After an hours’-long stand-off, Special Operations Group members shot dead the 56-year-old, having repeatedly called for him to surrender.
No officers were injured, despite Freeman firing the semi-automatic pistol he had stolen from one of the police he had killed in August.
The shootout brought to an end Australia’s longest and most expensive manhunt.
Speaking on Monday, after Freeman was killed, Victoria Police Chief Commissioner Mike Bush repeatedly said he must have had help while on the run for 216 days.
“[It is] very important for us to understand how long he’s been here and who else was complicit in getting him here, and then caring for him or providing him with food and other things to this point,” Bush said.
“We will be speaking to anyone we suspect has assisted him to avoid detection and arrest.”
Four police sources, not authorised to speak publicly about the case, told The Age that the force was led to the Thologolong property by a tip-off from someone close to the country’s most wanted man.
Two burner phones were found at the scene – more than 150 kilometres away from Porepunkah – which police spent the week examining to try and establish who was assisting Freeman.
Police offered a record $1 million reward for any information leading to Freeman’s capture last year and warned that anyone caught harbouring or assisting Freeman would face severe penalties.
Criminal law specialist Melinda Walker previously told this masthead that in a case such as this, any charges would fall under section 325 of the state’s Crimes Act.
This includes cases where a person has committed a serious indictable offence and another person, who knows or believes them to be guilty of this “principal offence”, acts with the purpose of assisting with their escape from authorities or impeding their apprehension, prosecution, conviction or punishment.
“Where the principal offence is the most serious offence, being life imprisonment, then that person [who assists them] could be liable to a penalty of a maximum of 20 years if they are found guilty,” Walker said.
Walker said that for someone to be found guilty of helping a criminal, it must be proved they had done something “absolutely positive” with the knowledge of the accused offender’s crimes.
This could include deliberately misleading police, hiding the accused or providing them with food, transport or money to escape, she said.
Another senior legal source, who spoke on condition of anonymity as they were not authorised to speak publicly, said there was a cascading series of possible offences a person could face, from “moderate to very, very serious”.
“If the facts suggest that with the knowledge that a very serious crime’s been committed, and you do something to assist the offender, that’s a serious indictable offence that usually attracts jail,” the criminal lawyer said.
“If you don’t have a belief that it’s a murder, the maximum is around five years.
“But if you have a belief that it is murder, you could be facing 20 years in jail. We’re talking about very serious offences that are heard in the Supreme Court.”
The Age reported earlier this week that the task of building a case against anyone who had helped Freeman evade capture would face “serious obstacles”, according to officers familiar with the use of mobile phone data as evidence.
One police source, who was not authorised to speak on behalf of the force, described any proof of conversations between Freeman and his associates as “handy intelligence, but not great evidence”.

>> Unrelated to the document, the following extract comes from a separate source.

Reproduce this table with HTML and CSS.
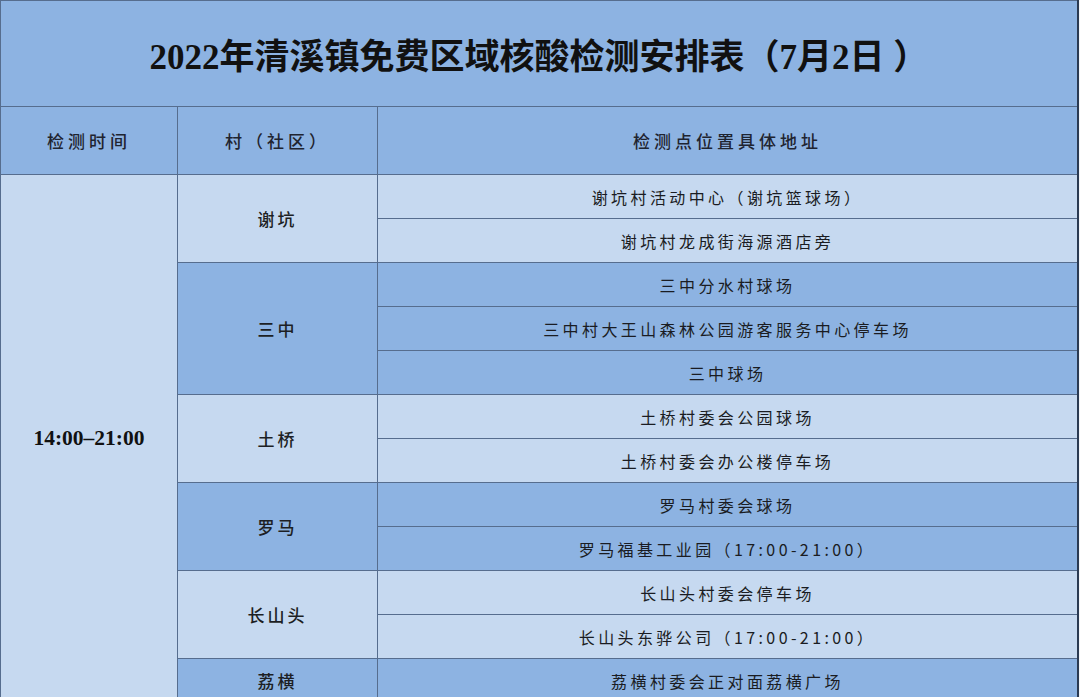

Last month, Victoria Police conceded it could not proceed with charges against Freeman’s wife Mali Freeman and a 56-year-old man from Porepunkah over obstructing their investigation.
The Office of Public Prosecutions reviewed a brief of evidence against the pair and found it was insufficient to support a conviction, which is understood to have rankled several investigators involved in the case.

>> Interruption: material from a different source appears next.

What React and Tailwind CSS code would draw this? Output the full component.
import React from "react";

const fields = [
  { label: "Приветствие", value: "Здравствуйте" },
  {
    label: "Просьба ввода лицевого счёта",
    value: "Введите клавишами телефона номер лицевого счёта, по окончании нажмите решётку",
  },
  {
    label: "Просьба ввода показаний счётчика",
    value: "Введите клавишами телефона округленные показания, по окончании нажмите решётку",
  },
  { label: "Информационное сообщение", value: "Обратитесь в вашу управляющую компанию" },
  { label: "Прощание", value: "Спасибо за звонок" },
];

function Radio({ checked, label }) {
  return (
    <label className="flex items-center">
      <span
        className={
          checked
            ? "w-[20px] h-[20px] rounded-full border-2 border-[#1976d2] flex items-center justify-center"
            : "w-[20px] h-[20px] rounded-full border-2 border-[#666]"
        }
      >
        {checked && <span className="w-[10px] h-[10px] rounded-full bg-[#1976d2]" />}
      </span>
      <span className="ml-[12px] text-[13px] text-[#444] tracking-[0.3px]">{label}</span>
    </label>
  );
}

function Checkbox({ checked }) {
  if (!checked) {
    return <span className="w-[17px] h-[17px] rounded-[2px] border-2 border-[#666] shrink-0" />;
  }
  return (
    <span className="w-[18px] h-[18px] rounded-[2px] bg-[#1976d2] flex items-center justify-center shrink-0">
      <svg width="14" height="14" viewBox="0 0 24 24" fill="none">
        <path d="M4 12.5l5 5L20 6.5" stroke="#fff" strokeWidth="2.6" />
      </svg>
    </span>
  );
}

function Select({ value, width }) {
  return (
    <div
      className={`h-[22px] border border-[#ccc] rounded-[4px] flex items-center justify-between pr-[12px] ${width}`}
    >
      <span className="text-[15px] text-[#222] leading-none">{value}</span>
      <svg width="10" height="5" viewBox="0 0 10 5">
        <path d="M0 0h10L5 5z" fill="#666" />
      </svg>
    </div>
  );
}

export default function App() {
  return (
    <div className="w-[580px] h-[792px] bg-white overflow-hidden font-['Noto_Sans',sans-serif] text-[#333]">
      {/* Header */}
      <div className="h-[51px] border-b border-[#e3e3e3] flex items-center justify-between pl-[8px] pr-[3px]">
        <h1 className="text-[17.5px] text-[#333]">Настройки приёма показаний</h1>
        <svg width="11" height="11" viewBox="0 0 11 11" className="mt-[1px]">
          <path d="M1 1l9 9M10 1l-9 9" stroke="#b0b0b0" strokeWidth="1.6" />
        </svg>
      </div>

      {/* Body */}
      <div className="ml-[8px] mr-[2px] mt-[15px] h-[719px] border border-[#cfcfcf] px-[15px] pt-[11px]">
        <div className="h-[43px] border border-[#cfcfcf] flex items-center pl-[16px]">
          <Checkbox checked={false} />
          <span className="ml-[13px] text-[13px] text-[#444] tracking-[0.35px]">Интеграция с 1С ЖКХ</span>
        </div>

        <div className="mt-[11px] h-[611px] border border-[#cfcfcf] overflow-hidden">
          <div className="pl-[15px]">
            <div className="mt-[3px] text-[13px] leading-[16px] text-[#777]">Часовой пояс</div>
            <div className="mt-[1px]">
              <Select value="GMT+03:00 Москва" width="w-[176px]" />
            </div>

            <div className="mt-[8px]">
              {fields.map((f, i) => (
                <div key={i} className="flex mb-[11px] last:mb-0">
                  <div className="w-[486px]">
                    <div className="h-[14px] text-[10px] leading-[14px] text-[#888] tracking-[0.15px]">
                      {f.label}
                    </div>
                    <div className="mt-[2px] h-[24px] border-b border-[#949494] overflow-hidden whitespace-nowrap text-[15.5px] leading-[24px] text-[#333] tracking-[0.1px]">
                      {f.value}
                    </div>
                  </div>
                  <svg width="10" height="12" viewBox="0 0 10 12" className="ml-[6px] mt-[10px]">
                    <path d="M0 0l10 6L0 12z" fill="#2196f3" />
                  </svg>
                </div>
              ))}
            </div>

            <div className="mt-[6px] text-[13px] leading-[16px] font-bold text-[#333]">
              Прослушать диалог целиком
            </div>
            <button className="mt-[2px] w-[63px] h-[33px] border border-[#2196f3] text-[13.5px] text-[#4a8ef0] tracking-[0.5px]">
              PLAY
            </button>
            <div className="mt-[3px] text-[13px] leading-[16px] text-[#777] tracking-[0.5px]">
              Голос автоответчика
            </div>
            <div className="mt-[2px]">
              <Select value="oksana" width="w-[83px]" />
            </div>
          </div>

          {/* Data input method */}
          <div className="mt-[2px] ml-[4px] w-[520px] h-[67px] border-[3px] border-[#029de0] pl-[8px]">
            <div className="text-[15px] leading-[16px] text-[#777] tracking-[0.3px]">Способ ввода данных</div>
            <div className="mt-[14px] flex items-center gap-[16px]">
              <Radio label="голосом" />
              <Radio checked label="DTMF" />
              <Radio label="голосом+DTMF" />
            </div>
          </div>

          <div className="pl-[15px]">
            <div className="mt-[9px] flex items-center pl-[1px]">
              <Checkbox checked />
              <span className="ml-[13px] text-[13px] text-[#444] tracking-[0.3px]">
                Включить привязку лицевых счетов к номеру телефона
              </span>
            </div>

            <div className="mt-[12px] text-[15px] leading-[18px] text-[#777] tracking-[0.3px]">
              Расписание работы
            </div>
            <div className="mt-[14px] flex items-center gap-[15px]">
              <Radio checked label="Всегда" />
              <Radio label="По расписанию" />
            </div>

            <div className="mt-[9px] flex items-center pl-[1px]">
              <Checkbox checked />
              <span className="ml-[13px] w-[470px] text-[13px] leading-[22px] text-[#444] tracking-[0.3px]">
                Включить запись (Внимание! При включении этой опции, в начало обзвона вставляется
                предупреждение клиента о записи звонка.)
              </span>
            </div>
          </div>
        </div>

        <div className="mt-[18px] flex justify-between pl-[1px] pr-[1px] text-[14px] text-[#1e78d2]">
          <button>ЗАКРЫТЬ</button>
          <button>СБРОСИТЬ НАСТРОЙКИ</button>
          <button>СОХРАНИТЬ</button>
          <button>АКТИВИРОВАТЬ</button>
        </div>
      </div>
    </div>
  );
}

The briefs against Mali Freeman and the Porepunkah man were independently reviewed by a barrister, who also determined a prosecution was unlikely.
Mali Freeman was arrested and interviewed by police in August before being released. She subsequently released a statement via her lawyer in which she urged her husband to surrender and for anyone helping him to come forward.
Police finished examining Freeman’s Thologolong hideout on Wednesday night, with photos taken by The Age on Thursday detailing his temporary camp around a shipping container with apparently newly fitted spinning air ducts to make it habitable in the summer heat.
Officers found camp chairs, an open box of beer, gas bottles and cooking appliances.
The property is owned by Richard Sutherland, 75, who has been in Tasmania for months and has not yet returned. He was unaware Freeman was staying on his land, with his brother Neil Sutherland, who owns the neighouring property, saying he was shocked to learn that that was where Freeman had been hiding out.